Freightways reported a 7 percent rise in full year net profit to $34.6 million, even as the earnings performance of the core express package business dropped below the prior year.
Revenue from ordinary activities for the 12 months to the end of June was up 5 percent to $339.5m, while earnings before interest, tax, depreciation and goodwill amortisation (ebitda) rose 3 percent to $70.5m.
Included in the ebitda numbers was a one-off profit of $4m - a $3.9m gain in the net profit - from the sale and lease-back of a property in Wellington, Freightways said today.
The company is to pay a final dividend of 8.5c per share, compared with 9.25c last year.
Freightways also said it was introducing a dividend reinvestment plan in light of the current, exceptionally uncertain operating environment.

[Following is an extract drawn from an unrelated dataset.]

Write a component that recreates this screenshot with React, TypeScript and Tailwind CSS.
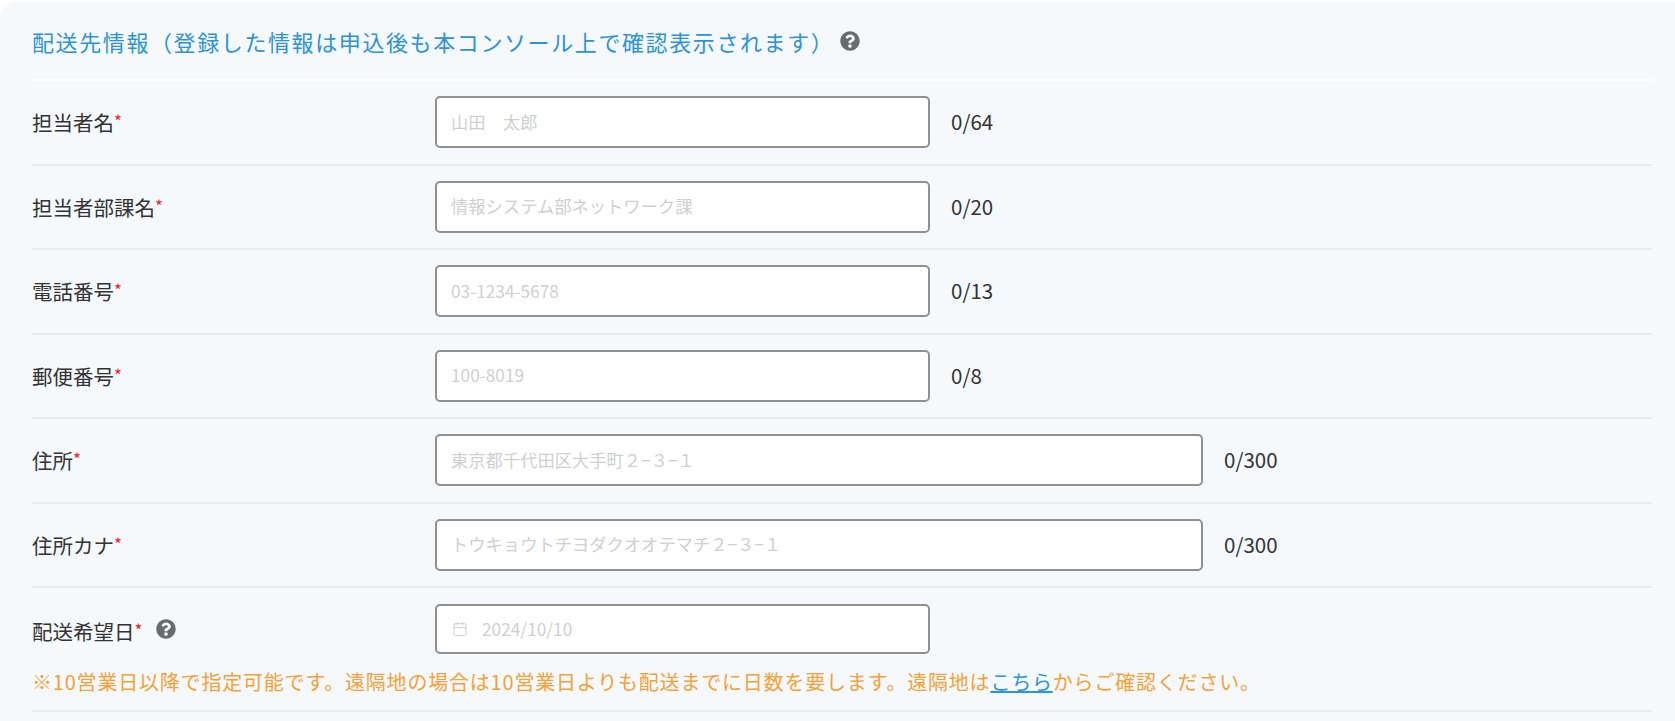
import { Calendar } from 'lucide-react'
import { FaQuestionCircle } from 'react-icons/fa'

type Field = {
  label: string
  placeholder: string
  counter: string
  wide?: boolean
}

const fields: Field[] = [
  { label: '担当者名', placeholder: '山田　太郎', counter: '0/64' },
  { label: '担当者部課名', placeholder: '情報システム部ネットワーク課', counter: '0/20' },
  { label: '電話番号', placeholder: '03-1234-5678', counter: '0/13' },
  { label: '郵便番号', placeholder: '100-8019', counter: '0/8' },
  { label: '住所', placeholder: '東京都千代田区大手町２−３−１', counter: '0/300', wide: true },
  { label: '住所カナ', placeholder: 'トウキョウトチヨダクオオテマチ２−３−１', counter: '0/300', wide: true },
]

function Label({ text }: { text: string }) {
  return (
    <span className="relative top-[2px] text-[20.5px] leading-none text-[#333]">
      {text}
      <span className="relative -top-[3px] text-[17px] text-[#f5222d]">*</span>
    </span>
  )
}

export default function App() {
  return (
    <div className="h-[721px] w-[1675px] overflow-hidden bg-white pt-[2px] font-['Noto_Sans_CJK_JP','Noto_Sans',sans-serif]">
      <section className="h-full rounded-tl-2xl bg-[#f5f9fc] pl-[32px] pr-[22px]">
        <h2 className="flex h-[79px] items-center border-b-2 border-white pt-[1px] text-[22px] tracking-[1.6px] text-[#2b93d6]">
          配送先情報（登録した情報は申込後も本コンソール上で確認表示されます）
          <FaQuestionCircle className="ml-[6px] text-[20px] text-[#6b6b6b]" />
        </h2>

        {fields.map((field) => (
          <div key={field.label} className="flex h-[84.5px] items-center border-b-2 border-[#e8ecef]">
            <div className="w-[403px]">
              <Label text={field.label} />
            </div>
            <input
              readOnly
              placeholder={field.placeholder}
              className={`h-[52px] rounded-[5px] border-2 border-[#909090] bg-white px-[14px] pb-[2px] text-[17.3px] outline-none placeholder:text-[#cfcfcf] ${field.wide ? 'w-[768px]' : 'w-[495px]'}`}
            />
            <span className="-mt-[1px] ml-[21px] text-[20.5px] text-[#333]">{field.counter}</span>
          </div>
        ))}

        <div className="h-[124px] border-b-2 border-[#e8ecef] pt-[16px]">
          <div className="flex items-center">
            <div className="flex w-[403px] items-center">
              <Label text="配送希望日" />
              <FaQuestionCircle className="ml-[14px] text-[20px] text-[#6b6b6b]" />
            </div>
            <div className="flex h-[50px] w-[495px] items-center rounded-[5px] border-2 border-[#909090] bg-white pl-[15px]">
              <Calendar className="h-[16px] w-[16px] text-[#cfcfcf]" strokeWidth={1.5} />
              <input
                readOnly
                placeholder="2024/10/10"
                className="ml-[14px] w-[300px] bg-transparent text-[17.3px] outline-none placeholder:text-[#cfcfcf]"
              />
            </div>
          </div>
          <p className="mt-[13px] text-[20px] leading-[30px] tracking-[0.8px] text-[#f7a035]">
            ※10営業日以降で指定可能です。遠隔地の場合は10営業日よりも配送までに日数を要します。遠隔地は
            <a href="#" className="text-[#2b93d6] underline">
              こちら
            </a>
            からご確認ください。
          </p>
        </div>
      </section>
    </div>
  )
}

The plan would provide all eligible existing shareholders with the opportunity to increase their equity stake in Freightways, should they choose to do so.
It would also serve to further strengthen Freightways' balance sheet by introducing new equity and by enabling the company to maintain its current level of cash reserves.
The core express package business contributes most of Freightways' revenue and earnings. The company operates the brands New Zealand Couriers, Post Haste Couriers, Castle Parcels, NOW Couriers, SUB60, Security Express and Kiwi Express.
The economic downturn led to lower express package volumes from some of Freightways' existing customers, Freightways said.
Volumes were continuing to fluctuate week to week creating difficulties in financial forecasting and when planning near term operational capacity.
"Overall, the full year earnings performance of Freightways' express package business is below the prior year," the company said.
"The just completed fourth quarter has been particularly quiet when compared to the same period in the prior year."
In the information management division, full year earnings performance was well ahead of the prior corresponding period, Freightways said.